The star topology which makes it scalable also makes Automotive Ethernet potentially costly at this early stage in its lifecycle, and design methodologies will need to take this into account. Extra ports and switches add extra cost, so the number of ports left open for upgrades and additional ECUs will need to be carefully considered during the design stage.

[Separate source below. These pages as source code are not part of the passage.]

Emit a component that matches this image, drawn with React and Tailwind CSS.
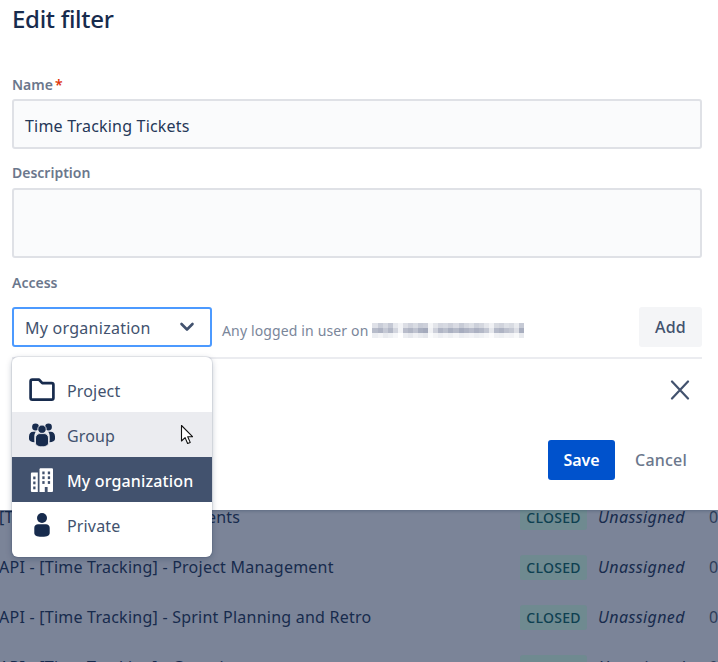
const font = { fontFamily: '"Noto Sans", sans-serif' };

const mosaicRows = [
  ["#dfe1e8","#c9cdd8","#d6d9e1","#c4c8d4","#e6e8ed","#f2f3f6","#dcdee5","#cfd2dc","#d9dce3","#c8ccd7","#cdd0da","#f4f5f7","#e3e5ea","#d3d6df","#d7dae2","#cdd0da","#d9dbe3","#c7cbd6","#d5d8e0","#dde0e6","#ccd0da","#d4d7df","#e4e6eb","#f0f1f4","#d6d9e0","#d0d3dc","#dde0e6","#d8dbe2","#e8eaee","#c6cad5"],
  ["#b7bcca","#aeb3c3","#c4c8d4","#b2b7c6","#d2d5de","#f2f3f6","#b9bdcb","#b0b5c4","#bfc3d0","#a9afc0","#a4aabc","#f0f1f4","#ced1db","#b0b5c5","#bbc0cd","#aab0c1","#b6bbc9","#a6acbe","#afb4c4","#b8bccb","#acb1c2","#b3b8c7","#c3c7d3","#e5e7ec","#b5bac9","#aeb3c3","#bdc1ce","#c4c8d3","#dcdee5","#a8aebf"],
  ["#eceef2","#f3f4f6","#e9ebef","#eef0f3","#f6f7f9","#ffffff","#eceef2","#e6e8ed","#f0f1f4","#e9ebef","#e4e6eb","#fafbfc","#f3f4f6","#eceef2","#f2f3f6","#edeff2","#f4f5f7","#ebedf1","#eff0f3","#f2f3f6","#eceef2","#eff1f4","#f5f6f8","#fbfbfc","#f0f1f4","#edeff2","#f3f4f6","#f1f2f5","#f8f9fa","#e8eaee"],
];

function Mosaic() {
  return (
    <span className="inline-flex flex-col">
      {mosaicRows.map((row, i) => (
        <span key={i} className="flex h-[5px]">
          {row.map((c, j) => (
            <span key={j} className="w-[5.07px] h-[5px]" style={{ background: c }} />
          ))}
        </span>
      ))}
    </span>
  );
}

function Field({ label, required, children }) {
  return (
    <div>
      <div className="text-[14px] leading-[20px] font-semibold text-[#6b778c]">
        {label}
        {required && <span className="text-[#de350b] ml-[2px]">*</span>}
      </div>
      {children}
    </div>
  );
}

function FolderIcon() {
  return (
    <svg width="26" height="24" viewBox="0 0 26 24" fill="none" stroke="#172b4d" strokeWidth="2.7" strokeLinejoin="round">
      <path d="M1.600 3.400c0-1 .7-1.700 1.700-1.700h6.800l3.200 3.400h9.400c1 0 1.700.7 1.700 1.700v13.100c0 1-.7 1.700-1.700 1.700H3.300c-1 0-1.700-.7-1.700-1.700z" />
    </svg>
  );
}

function GroupIcon() {
  return (
    <svg width="26" height="24" viewBox="0 0 26 24" fill="#172b4d">
      <circle cx="6.500" cy="4" r="3.400" />
      <circle cx="19.500" cy="4" r="3.400" />
      <path d="M0 13.500c0-2.800 1.900-4.700 4.200-4.700h2.600c-1 1.300-1.500 2.900-1.500 4.800v3.900c0 .7.100 1.300.3 1.800C2.300 19.100 0 17.900 0 16z" />
      <path d="M26 13.500c0-2.800-1.900-4.700-4.200-4.700h-2.600c1 1.300 1.500 2.900 1.500 4.800v3.900c0 .7-.1 1.300-.3 1.800 3.300-.2 5.600-1.400 5.600-3.300z" />
      <circle cx="13" cy="6.200" r="4.200" stroke="#ebecf0" strokeWidth="0.9" />
      <path d="M6.500 15c0-2.500 1.900-4.400 4.200-4.400h4.600c2.300 0 4.200 1.900 4.200 4.400v5c0 2.500-2.900 3.800-6.500 3.800s-6.500-1.300-6.500-3.800z" stroke="#ebecf0" strokeWidth="0.9" />
    </svg>
  );
}

function BuildingIcon() {
  return (
    <svg width="24" height="24" viewBox="0 0 24 24">
      <path d="M9.500 1.500c0-.8.5-1.300 1.300-1.300h10.900c.8 0 1.300.5 1.300 1.300v21.200c0 .8-.5 1.300-1.300 1.300H9.500z" fill="#ffffff" />
      <path d="M7.800 4.500H2.200c-.8 0-1.300.5-1.300 1.300v16.900c0 .8.500 1.300 1.300 1.300h5.600z" fill="#ffffff" />
      <g fill="#42526e">
        <rect x="12.300" y="3.500" width="2.300" height="2.800" /><rect x="17.800" y="3.500" width="2.300" height="2.800" />
        <rect x="12.300" y="8.300" width="2.300" height="2.800" /><rect x="17.800" y="8.300" width="2.300" height="2.800" />
        <rect x="12.300" y="13.100" width="2.300" height="2.800" /><rect x="17.800" y="13.100" width="2.300" height="2.800" />
        <rect x="14.800" y="19" width="2.800" height="5" />
        <rect x="3.200" y="8.500" width="2.300" height="2.800" />
        <rect x="3.200" y="13.500" width="2.300" height="2.800" />
        <rect x="3.200" y="18.500" width="2.300" height="2.800" />
      </g>
    </svg>
  );
}

function PersonIcon() {
  return (
    <svg width="26" height="24" viewBox="0 0 26 24" fill="#172b4d">
      <circle cx="13" cy="5" r="5" />
      <path d="M5.300 14.800c0-2 1.700-3.500 3.700-3.500h8c2 0 3.700 1.500 3.700 3.500v5.200c0 2.400-2 3.800-7.700 3.800s-7.700-1.400-7.700-3.800z" />
    </svg>
  );
}

function MenuItem({ icon, label, className }) {
  return (
    <div className={`h-[45px] flex items-center pl-[17px] text-[16px] tracking-[0.15px] ${className}`}>
      <span className="w-[26px] h-[24px] flex items-center justify-center mr-[12px]">{icon}</span>
      <span className="pt-[3px]">{label}</span>
    </div>
  );
}

function BgRow({ name }) {
  return (
    <div className="h-[50px] flex items-center text-[16px] tracking-[0.24px] text-[#172b4d] whitespace-nowrap">
      <div className="w-[520px] shrink-0">{name}</div>
      <div className="w-[67px] h-[25px] flex items-center justify-center rounded-[3px] bg-[#6f8a90] text-[#0e4050] text-[14px] font-medium tracking-[0.3px] shrink-0">CLOSED</div>
      <div className="ml-[11px] w-[111px] italic tracking-[0.4px] shrink-0">Unassigned</div>
      <div className="text-[#2f3d5a]">0</div>
    </div>
  );
}

export default function App() {
  return (
    <div className="relative w-[718px] h-[662px] overflow-hidden bg-[#7b8498]" style={font}>
      <div className="relative z-10 h-[510px] bg-white pl-3 pr-4 shadow-[0_1px_3px_rgba(9,30,66,0.25)]">
        <h1 className="text-[24px] leading-[28px] pt-[5px] h-[75px] text-[#172b4d] font-medium tracking-[-0.3px]">Edit filter</h1>
        <Field label="Name" required>
          <div className="mt-[4px] h-[50px] flex items-center pt-[4px] px-[11px] border-2 border-[#dfe1e6] bg-[#fafbfc] rounded-[3px] text-[16px] tracking-[0.2px] text-[#253858]">
            Time Tracking Tickets
          </div>
        </Field>
        <div className="mt-[14px]">
          <Field label="Description">
            <div className="mt-[5px] h-[70px] border-2 border-[#dfe1e6] bg-[#fafbfc] rounded-[3px]" />
          </Field>
        </div>
        <div className="mt-[15px]">
          <Field label="Access">
            <div className="mt-[14px] flex items-center h-[40px]">
              <div className="w-[200px] h-[40px] flex items-center justify-between pl-[11px] pr-[14px] border-2 border-[#4c9aff] rounded-[3px] text-[16px] text-[#42526e]">
                <span className="pt-[2px] tracking-[0.26px]">My organization</span>
                <svg width="18" height="18" viewBox="0 0 18 18" fill="none" stroke="#42526e" strokeWidth="2.600" strokeLinecap="round" strokeLinejoin="round">
                  <path d="M3.500 6l5.500 5.500L14.500 6" />
                </svg>
              </div>
              <div className="ml-[10px] mt-[6px] flex items-center gap-[4px] text-[14px] tracking-[0.14px] text-[#7a869a]">
                Any logged in user on <Mosaic />
              </div>
              <div className="ml-auto w-[63px] h-[40px] flex items-center justify-center bg-[#f4f5f7] rounded-[3px] text-[16px] font-medium tracking-[0.2px] text-[#42526e]">Add</div>
            </div>
          </Field>
        </div>
        <div className="mt-[10px] h-[2px] bg-[#ebecf0]" />
        <div className="flex justify-end pr-[12px] pt-[21px] h-[81px]">
          <svg width="20" height="20" viewBox="0 0 20 20" fill="none" stroke="#42526e" strokeWidth="2.200" strokeLinecap="round">
            <path d="M2 1.500l16 17M18 1.500l-16 17" />
          </svg>
        </div>
        <div className="flex items-center justify-end pr-[15px] h-[40px] text-[16px] font-semibold">
          <div className="w-[67px] h-[40px] flex items-center justify-center rounded-[3px] bg-[#0052cc] text-white">Save</div>
          <div className="ml-[20px] text-[#6b778c] font-medium tracking-[0.2px]">Cancel</div>
        </div>
      </div>

      <div className="absolute left-0 top-[492px] w-full">
        <BgRow name={<span className="-ml-[1px]">[Time Tracking] - Requirements</span>} />
        <BgRow name={<span className="-ml-[1px]">API - [Time Tracking] - Project Management</span>} />
        <BgRow name={<span className="-ml-[1px]">API - [Time Tracking] - Sprint Planning and Retro</span>} />
        <BgRow name={<span className="-ml-[1px]">API - [Time Tracking] - Generic</span>} />
      </div>

      <div className="absolute z-20 left-[12px] top-[357px] w-[200px] h-[200px] bg-white rounded-[6px] pt-[10px] shadow-[0_0_0_1px_rgba(9,30,66,0.08),0_2px_6px_rgba(9,30,66,0.25)]">
        <MenuItem icon={<FolderIcon />} label="Project" className="text-[#42526e]" />
        <MenuItem icon={<GroupIcon />} label="Group" className="bg-[#ebecf0] text-[#42526e]" />
        <MenuItem icon={<BuildingIcon />} label="My organization" className="bg-[#42526e] text-white font-medium" />
        <MenuItem icon={<PersonIcon />} label="Private" className="text-[#42526e]" />
      </div>

      <svg className="absolute z-30 left-[180px] top-[424px]" width="14" height="21" viewBox="0 0 14 21">
        <path d="M1.500 1.500v15.500l3.600-3.400 2.500 5.900 2.600-1.100-2.500-5.700h4.800z" fill="#ffffff" stroke="#111111" strokeWidth="1.100" strokeLinejoin="round" />
      </svg>
    </div>
  );
}
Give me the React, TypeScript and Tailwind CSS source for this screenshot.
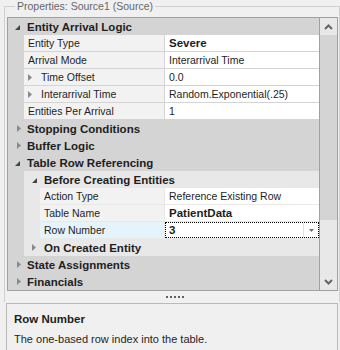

From a cyber security perspective Automotive Ethernet offers new and interesting challenges. It will be less about watching for malicious messages from rogue ECUs and more about network resource management. It is likely we will see attempted IT-like attacks; for instance, malware or denial-of-service attacks. Preventing these attempts will require a security platform to monitor the network as a whole; checking open ports, and watching for bandwidth abuse among a variety of other scenarios.

Into the future

Although Ethernet is a recent entrant to the automotive industry, it is a mature technology with over 30 years of use in the wider networking market. A host of networking protocols and security methodologies have been developed in that time, that lend themselves well to the challenges of automotive networking and cyber security.

The BroadR-Reach standard is an open and licensable technology and if it gains wider adoption Automotive Ethernet has the potential to replace MOST and FlexRay entirely, and perhaps even surpass CAN as the backbone of the future connected vehicle.